My textbook asks the following question:
Find the flux of $F(x,y,z) = \langle x,y,z \rangle$ across the surface of the cone $ z^2 = x^2 + y^2 $, for $ 0 \leq z \leq 1 $ (normal vectors point upward).
I tried to solve this using both Divergence Thm. and directly. Using Divergence Thm., I got:
$\iint_S F\cdot n dS = \iiint_E divFdV = \int_{0}^{2\pi}\int_{0}^{1}\int_{0}^{r} (3)rdzdrd\theta = 2\pi$
However, when performing it directly, I obtained the following:
$\iint_S F\cdot n dS = \int_{0}^{2\pi}\int_{0}^1 (\langle rcos\theta, rsin\theta, r \rangle \cdot \langle -cos\theta, -sin\theta, 1 \rangle )rdrd\theta = 0 $
There is no solution listed for the problem. Are either of these correct or are neither of them correct?
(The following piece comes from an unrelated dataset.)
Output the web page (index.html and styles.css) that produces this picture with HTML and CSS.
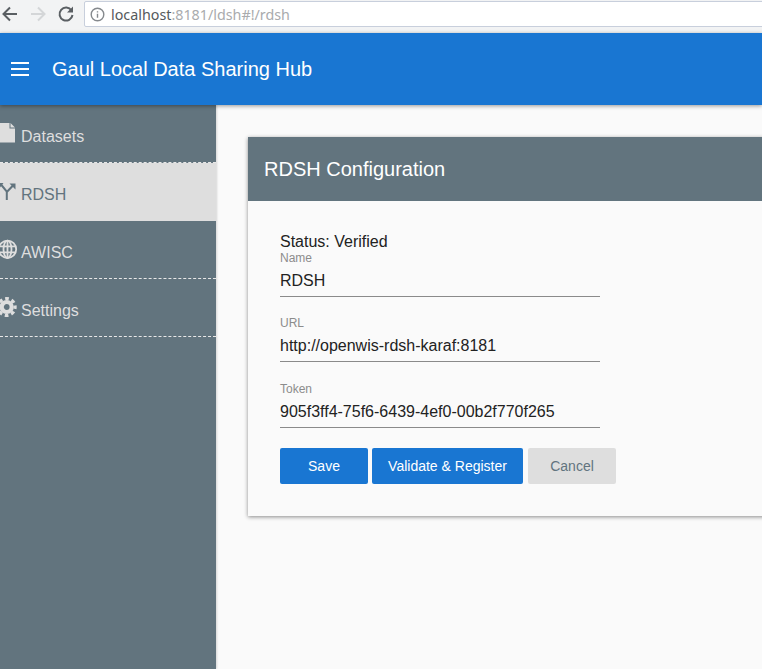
FILE: index.html
```html
<!DOCTYPE html>
<html lang="en">
<head>
    <meta charset="UTF-8">
    <meta name="viewport" content="width=device-width, initial-scale=1.0">
    <title>Gaul Local Data Sharing Hub</title>
    <link rel="stylesheet" href="styles.css">
</head>
<body>
    <div class="browser-bar">
        <svg class="nav-icon" width="20" height="20" viewBox="0 0 20 20"><path d="M17 10H4M10 3.500L3.500 10l6.500 6.500" fill="none" stroke="#5a5f63" stroke-width="2"/></svg>
        <svg class="nav-icon" width="20" height="20" viewBox="0 0 20 20"><path d="M3 10h13M10 3.500l6.500 6.500-6.500 6.500" fill="none" stroke="#d4d6d8" stroke-width="2"/></svg>
        <svg class="nav-icon" width="20" height="20" viewBox="0 0 20 20"><path d="M15.500 6.500A6.500 6.500 0 1 0 16.500 11" fill="none" stroke="#5a5f63" stroke-width="2"/><path d="M17 2.500V8.500H11z" fill="#5a5f63"/></svg>
        <div class="omnibox">
            <svg class="info-icon" width="15" height="15" viewBox="0 0 15 15"><circle cx="7.500" cy="7.500" r="6.300" fill="none" stroke="#85898d" stroke-width="1.400"/><path d="M7.500 6.700v4M7.500 4.200v1.400" stroke="#85898d" stroke-width="1.400"/></svg>
            <span class="url"><span class="url-host">localhost</span>:8181/ldsh#!/rdsh</span>
        </div>
    </div>

    <header class="toolbar">
        <div class="menu-icon"><span></span><span></span><span></span></div>
        <h1>Gaul Local Data Sharing Hub</h1>
    </header>

    <div class="content">
        <nav class="sidebar">
            <a class="nav-item dashed">
                <svg class="item-icon" width="18" height="20" viewBox="0 0 18 20"><path d="M-1 0h10.500v5.500H15V19.500H-1zM10.500 0L15 4.500h-4.500z" fill="#dedede"/></svg>
                <span>Datasets</span>
            </a>
            <a class="nav-item active">
                <svg class="item-icon" width="18" height="20" viewBox="0 0 18 20"><path d="M1 3.500l5.800 7v8.500M13 4.500L6.800 11" fill="none" stroke="#62747e" stroke-width="2"/><path d="M9.500 2.500H15.500V8.500zM0 6.500V2h3.500z" fill="#62747e"/></svg>
                <span>RDSH</span>
            </a>
            <a class="nav-item dashed">
                <svg class="item-icon" width="18" height="20" viewBox="0 0 18 20"><g fill="none" stroke="#dedede" stroke-width="1.800"><circle cx="7.500" cy="10.300" r="8.700"/><ellipse cx="7.500" cy="10.300" rx="4" ry="8.700"/><path d="M-1 7.300h17M-1 13.300h17M7.500 1.500v17.500"/></g></svg>
                <span>AWISC</span>
            </a>
            <a class="nav-item dashed">
                <svg class="item-icon" width="18" height="20" viewBox="0 0 18 20"><g fill="none" stroke="#dedede"><circle cx="6.700" cy="10" r="5" stroke-width="4.200"/><circle cx="6.700" cy="10" r="8.400" stroke-width="3.200" stroke-dasharray="3.700 2.900" stroke-dashoffset="1.850"/></g></svg>
                <span>Settings</span>
            </a>
        </nav>

        <main class="main">
            <section class="card">
                <div class="card-header">RDSH Configuration</div>
                <form class="card-body">
                    <div class="status">Status: Verified</div>
                    <div class="field first">
                        <label for="name">Name</label>
                        <input type="text" id="name" value="RDSH">
                    </div>
                    <div class="field">
                        <label for="url">URL</label>
                        <input type="text" id="url" value="http://openwis-rdsh-karaf:8181">
                    </div>
                    <div class="field">
                        <label for="token">Token</label>
                        <input type="text" id="token" value="905f3ff4-75f6-6439-4ef0-00b2f770f265">
                    </div>
                    <div class="actions">
                        <button type="button" class="btn-save">Save</button>
                        <button type="button" class="btn-validate">Validate &amp; Register</button>
                        <button type="button" class="btn-cancel">Cancel</button>
                    </div>
                </form>
            </section>
        </main>
    </div>
</body>
</html>
```

FILE: styles.css
```css
html, body {
    height: 100%;
}

body {
    font-family: "Liberation Sans", Arial, sans-serif;
    background-color: #fafafa;
    margin: 0;
    padding: 0;
    display: flex;
    flex-direction: column;
    overflow: hidden;
}

.browser-bar {
    height: 33px;
    flex: none;
    box-sizing: border-box;
    display: flex;
    align-items: flex-start;
    background-color: #f2f3f4;
    padding-top: 4px;
    gap: 8px;
}

.nav-icon,
.info-icon {
    flex: none;
}

.omnibox {
    width: 700px;
    height: 26px;
    flex: none;
    box-sizing: border-box;
    margin-top: -3px;
    display: flex;
    align-items: center;
    gap: 5px;
    padding-left: 5px;
    background-color: #ffffff;
    border: 1px solid #c8cfdc;
    border-radius: 2px;
}

.url {
    font-family: "Noto Sans", sans-serif;
    font-size: 14.300px;
    margin-left: 1px;
    color: #a9abad;
}

.url-host {
    color: #55595c;
}

.toolbar {
    height: 72px;
    flex: none;
    display: flex;
    align-items: center;
    background-color: #1976d2;
    color: #ffffff;
    box-shadow: 0 1px 4px rgba(0, 0, 0, 0.4);
    position: relative;
    z-index: 2;
}

.menu-icon {
    width: 18px;
    margin-left: 11px;
    display: flex;
    flex-direction: column;
    gap: 4px;
}

.menu-icon span {
    height: 2px;
    background-color: #ffffff;
}

.toolbar h1 {
    margin: 0 0 0 23px;
    font-size: 20px;
    font-weight: 400;
}

.content {
    flex: 1;
    display: flex;
    min-height: 0;
}

.sidebar {
    width: 216px;
    flex: none;
    background-color: #62747e;
    box-shadow: 1px 0 2px rgba(0, 0, 0, 0.15);
}

.nav-item {
    height: 58px;
    box-sizing: border-box;
    display: flex;
    align-items: center;
    gap: 3px;
    padding-top: 6px;
    font-size: 16px;
    color: #dedede;
}

.nav-item .item-icon {
    flex: none;
    margin-top: -8px;
}

.nav-item.dashed {
    border-bottom: 1px dashed #e8e8e8;
}

.nav-item.active {
    background-color: #dedede;
    color: #62747e;
}

.main {
    flex: 1;
    min-width: 0;
    padding: 32px 0 0 32px;
    overflow: hidden;
}

.card {
    width: 620px;
    background-color: #fafafa;
    box-shadow: 0 1px 4px rgba(0, 0, 0, 0.45);
}

.card-header {
    height: 64px;
    display: flex;
    align-items: center;
    padding-left: 16px;
    background-color: #62747e;
    color: #ffffff;
    font-size: 20px;
}

.card-body {
    padding: 32px;
    height: 315px;
    box-sizing: border-box;
    color: #222222;
}

.status {
    font-size: 16px;
    line-height: 18px;
}

.field {
    width: 320px;
    margin-top: 19.400px;
    border-bottom: 1px solid #8a8a8a;
    padding-bottom: 3px;
}

.field.first {
    margin-top: 0;
}

.field label {
    display: block;
    font-size: 12px;
    line-height: 14px;
    color: #8c8c8c;
}

.field input {
    display: block;
    width: 100%;
    box-sizing: border-box;
    height: 24px;
    margin-top: 4px;
    padding: 0;
    border: none;
    outline: none;
    background: transparent;
    font-family: inherit;
    font-size: 16px;
    color: #222222;
}

.actions {
    display: flex;
    gap: 4px;
    margin-top: 20px;
}

.actions button {
    height: 36px;
    border: none;
    border-radius: 2px;
    font-family: "Liberation Sans", Arial, sans-serif;
    font-size: 14px;
    cursor: pointer;
}

.btn-save {
    width: 88px;
    background-color: #1976d2;
    color: #ffffff;
}

.btn-validate {
    width: 151px;
    background-color: #1976d2;
    color: #ffffff;
}

.btn-cancel {
    width: 88px;
    margin-left: 1px;
    background-color: #dedede;
    color: #62747e;
}
```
Indeed, you can use the divergence theorem. You only have to compute the volume of the cone between $z=0$ and $z=1$. If you call it $E$, you have :
$$\int_E dx dy dz = 2\pi \int_0^1 \Big(\int_0^z r dr\Big)dz = \pi \int_0^1 z^2 dz = \frac{\pi}{3}$$
Therefore as $\text{div}(F(x,y,z))=3$ everywhere, you get that the flux is equal to $\pi$.